Pasé un rato entretenido viendo Ocho apellidos vascos, comedia que, como sabrán, narra los sufridos amores de un andaluz contra una abertzale, y en que se exhiben, apurados hasta el desgarro, los tópicos que suelen proyectarse sobre sendos arquetipos ibéricos.
El andaluz, Rafa, interpretado por Dani Rovira, es un chistoso engominado que gusta del fino tanto como de las mujeres y que, como buen sevillano, no ve el momento de sacar a relucir su terco beticismo y su inquebrantable devoción por la Semana Santa. La abertzale, a la que da vida Clara Lago, acaba de ser plantada en el altar por su novio-de-toda-la-vida, Antxon, lo que no hace sino agudizar sus malas pulgas, de sobra conocidas por familiares y amigos. Amaia, que así se llama el personaje, vive en el típico villorrio de alcalde abertzale donde, en cada esquina, una pintada recuerda al viandante quién es el enemigo. En el transcurso del film, asistimos a una manifestación de signo proetarra que termina en algarada callejera (con barricadas, destrozos en el mobiliario, carga de los antidisturbios y demás folclorismos) y somos testigos del poteo de las cuadrillas en lo que bien parece una herriko, identificable por la indisimulada aversión que profesan los parroquianos por todo aquello lo que les recuerda a España. En ese microcosmos, los jóvenes discuten si, dada la actual coyuntura política, es conveniente ir un paso más allá o un paso más acá, y los viejos, por mucho que no estén para hazañas bélicas, no ven con malos ojos que sus vástagos sigan a pie de obra. Por descontado, no hay un solo personaje (más allá del inverosímil abertzale que finge ser Rafa), que disienta de semejante efusión patriótica, en lo que, más que una opción política, asemeja un flujo de pensamiento consanguíneo, un manto totalitario que gobierna no ya la forma como uno debe expresarse, sino también lo que ha de decir y, sobre todo, lo que ha de callar. Por lo demás, cabe deducir que si alguna vez ha habido en el pueblo disidentes que hayan mostrado públicamente su parecer, o han huido o están bajo tierra. Tampoco es difícil aventurar que, en tal caso, el cura del lugar no habría oficiado misa alguna por los muertos, pues, a su bendita manera, es otro integrante de la tribu.

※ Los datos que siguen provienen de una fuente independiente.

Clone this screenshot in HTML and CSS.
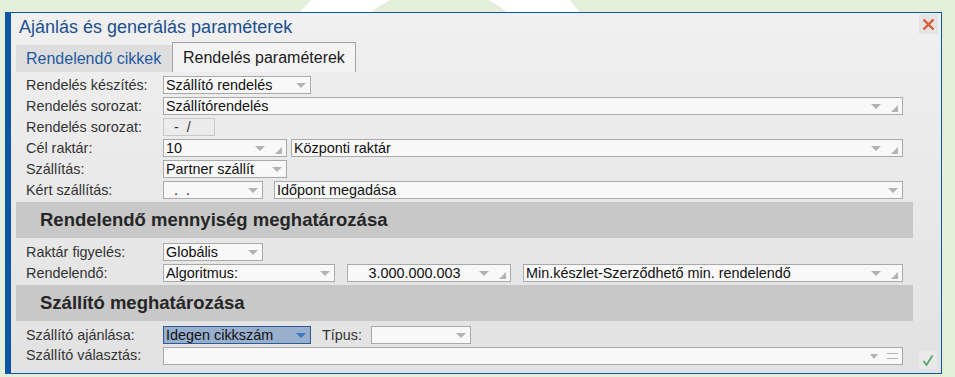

Entiendo que la película haya concitado el desprecio de los abertzales, que la han tachado de involucionista, caduca y rancia. Después de todo, no debe de ser agradable ver cómo la mística del tiro en la nuca queda reducida a un puñado de astérix de zarzuela. Les habían anunciado una parodia y se encontraron consigo mismos, es decir, con un esperpento.